Task brief:
Nothing outside the lines from the one containing "Convert this screenshot" down to the one containing "text-[21px] leading-[28px] text-[#555555]" belongs in the copy; print that span exactly, both ends included, with pictures removed.

______________________________

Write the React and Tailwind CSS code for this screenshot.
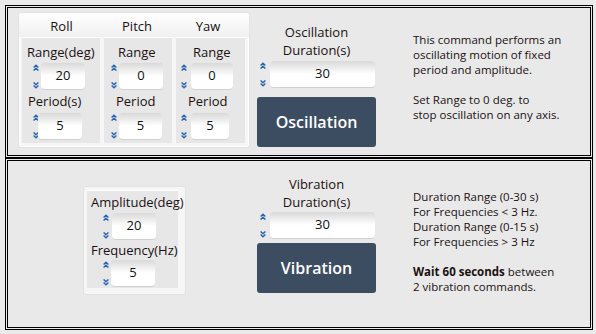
import React from "react";

function Up() {
  return (
    <svg width="6" height="7" viewBox="0 0 6 7" className="block">
      <path d="M0.6 3.6 L3 1.2 L5.4 3.6 M0.6 6.6 L3 4.2 L5.4 6.6" fill="none" stroke="#2c66b0" strokeWidth="1.4" />
    </svg>
  );
}
function Down() {
  return (
    <svg width="6" height="7" viewBox="0 0 6 7" className="block">
      <path d="M0.6 0.4 L3 2.8 L5.4 0.4 M0.6 3.4 L3 5.8 L5.4 3.4" fill="none" stroke="#2c66b0" strokeWidth="1.4" />
    </svg>
  );
}

function Spin({ row, box, value }) {
  return (
    <div className={"flex items-stretch h-[27px] " + row}>
      <div className="flex flex-col justify-between py-[1px] w-[6px] shrink-0">
        <Up />
        <Down />
      </div>
      <div
        className={
          "flex items-center justify-center rounded-[4px] bg-gradient-to-b from-[#d9d9d9] via-[#ffffff] to-[#ffffff] border-b border-[#d0d0d0] text-[13px] text-[#111] shrink-0 " +
          box
        }
      >
        {value}
      </div>
    </div>
  );
}

function Label({ children, cls }) {
  return <div className={"h-[17px] leading-[17px] text-[13px] text-[#1a1111] whitespace-nowrap " + cls}>{children}</div>;
}

export default function App() {
  return (
    <div
      className="w-[596px] h-[334px] bg-[#ebebeb] pt-[5px] pl-[5px]"
      style={{ fontFamily: '"Open Sans", "Noto Sans", sans-serif' }}
    >
      {/* top panel */}
      <div className="w-[588px] h-[153px] border-[3px] border-double border-black bg-[#e9e9e9] flex items-start">
        {/* card */}
        <div className="ml-[10px] mt-[4px] w-[232px] h-[136px] rounded-[3px] bg-[#f6f6f6] border border-[#e2e2e2] shadow-[0_0_0_1px_#ffffff_inset] flex flex-col">
          <div className="h-[24px] flex rounded-t-[3px] bg-gradient-to-b from-[#ffffff] to-[#f0f0f0] text-[13px] text-[#1a1111]">
            <div className="w-[82px] pl-[3px] text-center leading-[27px]">Roll</div>
            <div className="w-[72px] text-center leading-[27px]">Pitch</div>
            <div className="w-[70px] text-center leading-[27px]">Yaw</div>
          </div>
          <div className="flex gap-[4px] px-[3px] h-[106px]">
            {/* Roll */}
            <div className="w-[78px] bg-[#e7e7e7] border-t border-white pt-[6px]">
              <Label cls="pl-[5px]">Range(deg)</Label>
              <Spin row="pl-[11px] mt-[2px]" box="ml-[2px] w-[44px]" value="20" />
              <Label cls="pl-[6px] mt-[3px]">Period(s)</Label>
              <Spin row="pl-[11px] mt-[3px]" box="ml-[-1px] w-[44px]" value="5" />
            </div>
            {/* Pitch */}
            <div className="w-[68px] bg-[#e7e7e7] border-t border-white pt-[6px]">
              <Label cls="pl-[14px]">Range</Label>
              <Spin row="pl-[7px] mt-[2px]" box="ml-[2px] w-[44px]" value="0" />
              <Label cls="pl-[12px] mt-[3px]">Period</Label>
              <Spin row="pl-[7px] mt-[3px]" box="ml-[2px] w-[43px]" value="5" />
            </div>
            {/* Yaw */}
            <div className="w-[69px] bg-[#e7e7e7] border-t border-white pt-[6px]">
              <Label cls="pl-[17px]">Range</Label>
              <Spin row="pl-[5px] mt-[2px]" box="ml-[4px] w-[42px]" value="0" />
              <Label cls="pl-[12px] mt-[3px]">Period</Label>
              <Spin row="pl-[5px] mt-[3px]" box="ml-[4px] w-[38px]" value="5" />
            </div>
          </div>
        </div>
        {/* oscillation column */}
        <div className="ml-[7px] mt-[15px] w-[119px] flex flex-col">
          <div className="text-center text-[13px] leading-[18px] text-[#1a1111]">Oscillation</div>
          <div className="text-center text-[13px] leading-[18px] text-[#1a1111]">Duration(s)</div>
          <Spin row="pl-[3px] mt-[2px]" box="ml-[4px] w-[105px]" value="30" />
          <div className="mt-[9px] h-[50px] rounded-[3px] bg-[#3c4d62] flex items-center justify-center text-white text-[16px] font-semibold">
            Oscillation
          </div>
        </div>
        {/* description */}
        <div className="ml-[37px] mt-[24px] text-[11.5px] leading-[15px] text-[#1a1111]">
          <div>This command performs an</div>
          <div>oscillating motion of fixed</div>
          <div>period and amplitude.</div>
          <div className="h-[15px]" />
          <div>Set Range to 0 deg. to</div>
          <div>stop oscillation on any axis.</div>
        </div>
      </div>

      {/* bottom panel */}
      <div className="w-[588px] h-[172px] border-[3px] border-double border-black bg-[#e9e9e9] flex items-start">
        <div className="ml-[75px] mt-[25px] w-[103px] h-[109px] rounded-[3px] bg-[#f6f6f6] border border-[#e2e2e2] pt-[3px] pl-[3px]">
          <div className="w-[91px] h-[98px] bg-[#e7e7e7] border-t border-white pt-[3px]">
            <Label cls="pl-[4px]">Amplitude(deg)</Label>
            <Spin row="pl-[16px] mt-[2px]" box="ml-[3px] w-[44px]" value="20" />
            <Label cls="pl-[4px] mt-[2px]">Frequency(Hz)</Label>
            <Spin row="pl-[16px] mt-[1px]" box="ml-[2px] w-[44px]" value="5" />
          </div>
        </div>
        <div className="ml-[71px] mt-[14px] w-[119px] flex flex-col">
          <div className="text-center text-[13px] leading-[18px] text-[#1a1111]">Vibration</div>
          <div className="text-center text-[13px] leading-[18px] text-[#1a1111]">Duration(s)</div>
          <Spin row="pl-[3px] mt-[1px]" box="ml-[4px] w-[105px]" value="30" />
          <div className="mt-[4px] h-[50px] rounded-[3px] bg-[#3c4d62] flex items-center justify-center text-white text-[16px] font-semibold">
            Vibration
          </div>
        </div>
        <div className="ml-[37px] mt-[28px] text-[11.5px] leading-[15px] text-[#1a1111]">
          <div>Duration Range (0-30 s)</div>
          <div>For Frequencies &lt; 3 Hz.</div>
          <div>Duration Range (0-15 s)</div>
          <div>For Frequencies &gt; 3 Hz</div>
          <div className="h-[15px]" />
          <div>
            <span className="font-bold">Wait 60 seconds</span> between
          </div>
          <div>2 vibration commands.</div>
        </div>
      </div>
    </div>
  );
}
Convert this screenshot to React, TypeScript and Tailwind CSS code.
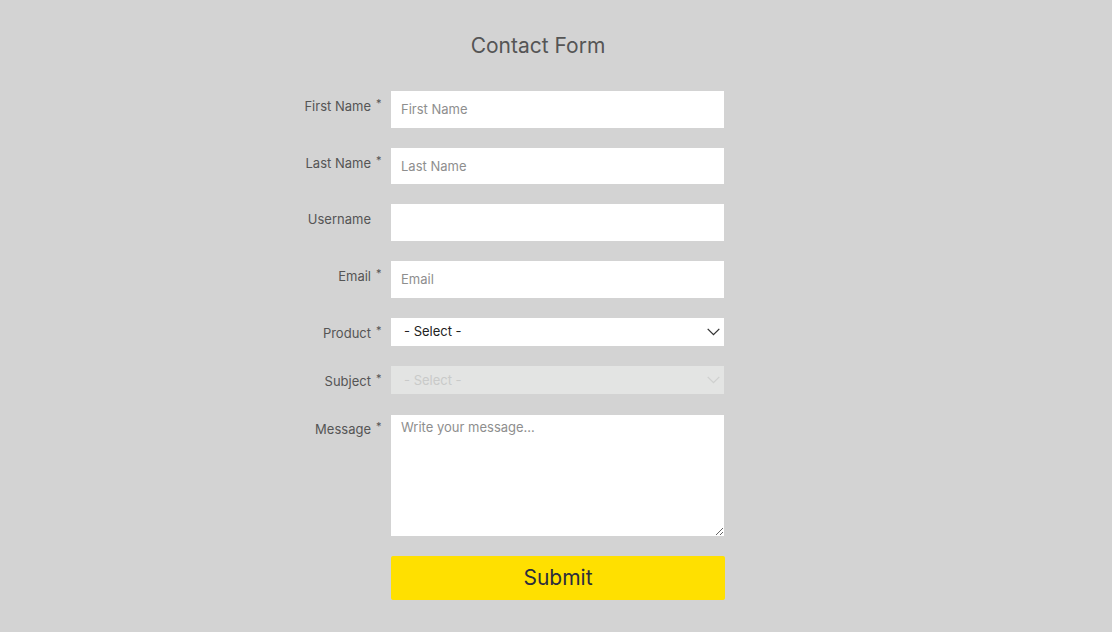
import React from "react";

function Label({ text, required, pt }: { text: string; required?: boolean; pt: string }) {
  return (
    <div className={`w-[85px] shrink-0 flex justify-end text-[13px] leading-[20px] text-[#555555] ${pt}`}>
      <span>{text}</span>
      <span className="w-[11px] text-[11px] leading-[14px] pl-[5px] text-[#555555]">{required ? "*" : ""}</span>
    </div>
  );
}

function Chevron({ color }: { color: string }) {
  return (
    <svg width="13" height="8" viewBox="0 0 13 8" fill="none" className="absolute right-[4px] top-1/2 -translate-y-1/2 pointer-events-none">
      <path d="M0.7 0.9 L6.5 6.7 L12.3 0.9" stroke={color} strokeWidth="1.3" />
    </svg>
  );
}

export default function App() {
  const inputCls =
    "ml-[9px] w-[333px] h-[36.67px] bg-white px-[10px] text-[13px] text-[#222] placeholder:text-[#8e8e8e] outline-none border-0";
  return (
    <div className="min-h-screen bg-[#d3d3d3] font-['Inter',sans-serif] pt-[32px] pb-[32px]">
      <div className="ml-[297px] w-[482px]">
        <h1 className="text-center text-[21px] leading-[28px] text-[#555555] mb-[31px]">Contact Form</h1>

        <div className="flex mb-[20px]">
          <Label text="First Name" required pt="pt-[5px]" />
          <input className={inputCls} placeholder="First Name" />
        </div>
        <div className="flex mb-[20px]">
          <Label text="Last Name" required pt="pt-[5px]" />
          <input className={inputCls} placeholder="Last Name" />
        </div>
        <div className="flex mb-[20px]">
          <Label text="Username" pt="pt-[5px]" />
          <input className={inputCls} />
        </div>
        <div className="flex mb-[20px]">
          <Label text="Email" required pt="pt-[5px]" />
          <input className={inputCls} placeholder="Email" />
        </div>

        <div className="flex mb-[20px]">
          <Label text="Product" required pt="pt-[5px]" />
          <div className="relative ml-[9px] w-[333px] h-[28px]">
            <select className="appearance-none w-full h-full bg-white pl-[13px] pt-[1px] text-[13px] text-[#222] outline-none border-0 rounded-none">
              <option>- Select -</option>
            </select>
            <Chevron color="#333333" />
          </div>
        </div>

        <div className="flex mb-[20.67px]">
          <Label text="Subject" required pt="pt-[5px]" />
          <div className="relative ml-[9px] w-[333px] h-[28.33px]">
            <select disabled className="appearance-none w-full h-full bg-[#e3e4e3] pl-[13px] pt-[2px] text-[13px] text-[#c9cac9] outline-none border-0 rounded-none opacity-100">
              <option>- Select -</option>
            </select>
            <Chevron color="#cfd0cf" />
          </div>
        </div>

        <div className="flex mb-[20px]">
          <Label text="Message" required pt="pt-[4px]" />
          <textarea
            className="ml-[9px] w-[333px] h-[121px] bg-white px-[10px] pt-[2px] text-[13px] leading-[20px] text-[#222] placeholder:text-[#8e8e8e] outline-none border-0 rounded-none block"
            placeholder="Write your message..."
          />
        </div>

        <div className="flex">
          <div className="w-[85px] shrink-0" />
          <button className="ml-[9px] w-[334px] h-[44.33px] bg-[#ffe000] rounded-[2px] text-[21px] text-[#2b2d3e]">
            Submit
          </button>
        </div>
      </div>
    </div>
  );
}
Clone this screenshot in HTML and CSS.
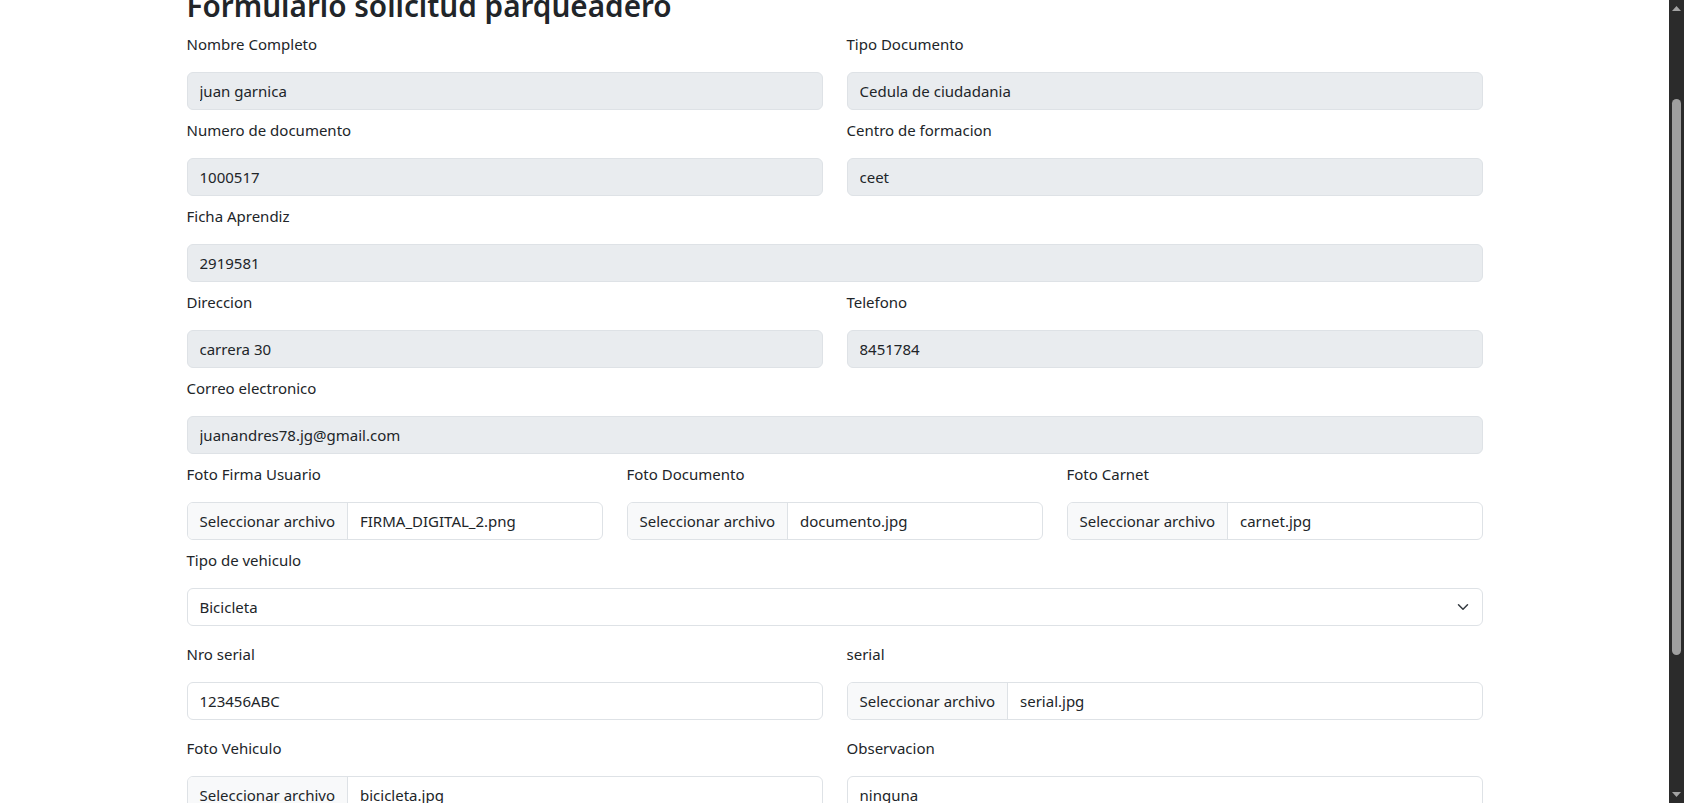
FILE: index.html
```html
<!DOCTYPE html>
<html lang="es">
<head>
<meta charset="utf-8">
<title>Formulario solicitud parqueadero</title>
<link rel="stylesheet" href="styles.css">
</head>
<body>
<main class="container">
  <h2 class="title">Formulario solicitud parqueadero</h2>
  <form class="form">
    <div class="row row-2">
      <div class="field">
        <label class="label">Nombre Completo</label>
        <input class="control readonly" type="text" value="juan garnica" readonly>
      </div>
      <div class="field">
        <label class="label">Tipo Documento</label>
        <input class="control readonly" type="text" value="Cedula de ciudadania" readonly>
      </div>
    </div>
    <div class="row row-2">
      <div class="field">
        <label class="label">Numero de documento</label>
        <input class="control readonly" type="text" value="1000517" readonly>
      </div>
      <div class="field">
        <label class="label">Centro de formacion</label>
        <input class="control readonly" type="text" value="ceet" readonly>
      </div>
    </div>
    <div class="field">
      <label class="label">Ficha Aprendiz</label>
      <input class="control readonly" type="text" value="2919581" readonly>
    </div>
    <div class="row row-2">
      <div class="field">
        <label class="label">Direccion</label>
        <input class="control readonly" type="text" value="carrera 30" readonly>
      </div>
      <div class="field">
        <label class="label">Telefono</label>
        <input class="control readonly" type="text" value="8451784" readonly>
      </div>
    </div>
    <div class="field">
      <label class="label">Correo electronico</label>
      <input class="control readonly" type="text" value="juanandres78.jg@gmail.com" readonly>
    </div>
    <div class="row row-3">
      <div class="field">
        <label class="label">Foto Firma Usuario</label>
        <div class="file"><span class="file-btn">Seleccionar archivo</span><span class="file-name">FIRMA_DIGITAL_2.png</span></div>
      </div>
      <div class="field">
        <label class="label">Foto Documento</label>
        <div class="file"><span class="file-btn">Seleccionar archivo</span><span class="file-name">documento.jpg</span></div>
      </div>
      <div class="field">
        <label class="label">Foto Carnet</label>
        <div class="file"><span class="file-btn">Seleccionar archivo</span><span class="file-name">carnet.jpg</span></div>
      </div>
    </div>
    <div class="field field-lg">
      <label class="label">Tipo de vehiculo</label>
      <div class="select-wrap">
        <select class="control select">
          <option>Bicicleta</option>
        </select>
        <svg class="chevron" width="12" height="12" viewBox="0 0 16 16"><path d="M2 5l6 6 6-6" fill="none" stroke="#343a40" stroke-width="2" stroke-linecap="round" stroke-linejoin="round"/></svg>
      </div>
    </div>
    <div class="row row-2">
      <div class="field field-lg">
        <label class="label">Nro serial</label>
        <input class="control" type="text" value="123456ABC">
      </div>
      <div class="field field-lg">
        <label class="label">serial</label>
        <div class="file"><span class="file-btn">Seleccionar archivo</span><span class="file-name">serial.jpg</span></div>
      </div>
    </div>
    <div class="row row-2">
      <div class="field field-lg">
        <label class="label">Foto Vehiculo</label>
        <div class="file"><span class="file-btn">Seleccionar archivo</span><span class="file-name">bicicleta.jpg</span></div>
      </div>
      <div class="field field-lg">
        <label class="label">Observacion</label>
        <input class="control" type="text" value="ninguna">
      </div>
    </div>
  </form>
</main>
<div class="scrollbar" aria-hidden="true">
  <svg class="sb-arrow sb-up" width="15" height="15" viewBox="0 0 15 15"><polygon points="3,11 12,11 7.5,6" fill="#a3a3a3"/></svg>
  <div class="sb-thumb"></div>
  <svg class="sb-arrow sb-down" width="15" height="15" viewBox="0 0 15 15"><polygon points="3,4 12,4 7.5,9" fill="#a3a3a3"/></svg>
</div>
</body>
</html>
```
FILE: styles.css
```css
html, body {
  margin: 0;
  height: 100%;
  overflow: hidden;
  background: #fff;
}

body {
  padding-right: 15px;
  box-sizing: border-box;
  font-family: "Noto Sans", "Open Sans", sans-serif;
  font-size: 15px;
  line-height: 24px;
  color: #212529;
}

.container {
  max-width: 1320px;
  margin: 0 auto;
  padding: 0 12px;
  box-sizing: border-box;
}

.title {
  margin: -13px 0 7px;
  font-size: 29.7px;
  line-height: 38px;
  font-weight: 600;
  color: #212529;
  white-space: nowrap;
}

.form {
  margin: 0;
}

.row {
  display: grid;
  column-gap: 24px;
}

.row-2 {
  grid-template-columns: 1fr 1fr;
}

.row-3 {
  grid-template-columns: 1fr 1fr 1fr;
}

.field {
  margin-bottom: 8px;
  min-width: 0;
}

.field-lg {
  margin-bottom: 16px;
}

.label {
  display: block;
  line-height: 24px;
  margin-bottom: 16px;
}

.control {
  display: block;
  width: 100%;
  height: 38px;
  box-sizing: border-box;
  padding: 6px 12px;
  font: inherit;
  line-height: 24px;
  color: #212529;
  background: #fff;
  border: 1px solid #dee2e6;
  border-radius: 6px;
  outline: none;
  margin: 0;
}

.readonly {
  background: #e9ecef;
}

.select-wrap {
  position: relative;
}

.select {
  appearance: none;
  -webkit-appearance: none;
  padding-right: 36px;
}

.chevron {
  position: absolute;
  right: 14px;
  top: 13px;
  pointer-events: none;
}

.file {
  display: flex;
  height: 38px;
  box-sizing: border-box;
  border: 1px solid #dee2e6;
  border-radius: 6px;
  overflow: hidden;
  background: #fff;
}

.file-btn {
  display: flex;
  align-items: center;
  padding: 0 12px;
  background: #f8f9fa;
  border-right: 1px solid #dee2e6;
  white-space: nowrap;
}

.file-name {
  display: flex;
  align-items: center;
  padding: 0 12px;
  white-space: nowrap;
  overflow: hidden;
}

.scrollbar {
  position: fixed;
  top: 0;
  right: 0;
  bottom: 0;
  width: 15px;
  background: #2b2b2b;
}

.sb-arrow {
  position: absolute;
  left: 0;
}

.sb-up {
  top: 0;
}

.sb-down {
  bottom: 0;
}

.sb-thumb {
  position: absolute;
  top: 99px;
  left: 3px;
  width: 9px;
  height: 556px;
  border-radius: 5px;
  background: #9f9f9f;
}
```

______________________________

Solution for this problem:
Convert this screenshot to React, TypeScript and Tailwind CSS code.
import React from "react";

function Label({ text, required, pt }: { text: string; required?: boolean; pt: string }) {
  return (
    <div className={`w-[85px] shrink-0 flex justify-end text-[13px] leading-[20px] text-[#555555] ${pt}`}>
      <span>{text}</span>
      <span className="w-[11px] text-[11px] leading-[14px] pl-[5px] text-[#555555]">{required ? "*" : ""}</span>
    </div>
  );
}

function Chevron({ color }: { color: string }) {
  return (
    <svg width="13" height="8" viewBox="0 0 13 8" fill="none" className="absolute right-[4px] top-1/2 -translate-y-1/2 pointer-events-none">
      <path d="M0.7 0.9 L6.5 6.7 L12.3 0.9" stroke={color} strokeWidth="1.3" />
    </svg>
  );
}

export default function App() {
  const inputCls =
    "ml-[9px] w-[333px] h-[36.67px] bg-white px-[10px] text-[13px] text-[#222] placeholder:text-[#8e8e8e] outline-none border-0";
  return (
    <div className="min-h-screen bg-[#d3d3d3] font-['Inter',sans-serif] pt-[32px] pb-[32px]">
      <div className="ml-[297px] w-[482px]">
        <h1 className="text-center text-[21px] leading-[28px] text-[#555555] mb-[31px]">Contact Form</h1>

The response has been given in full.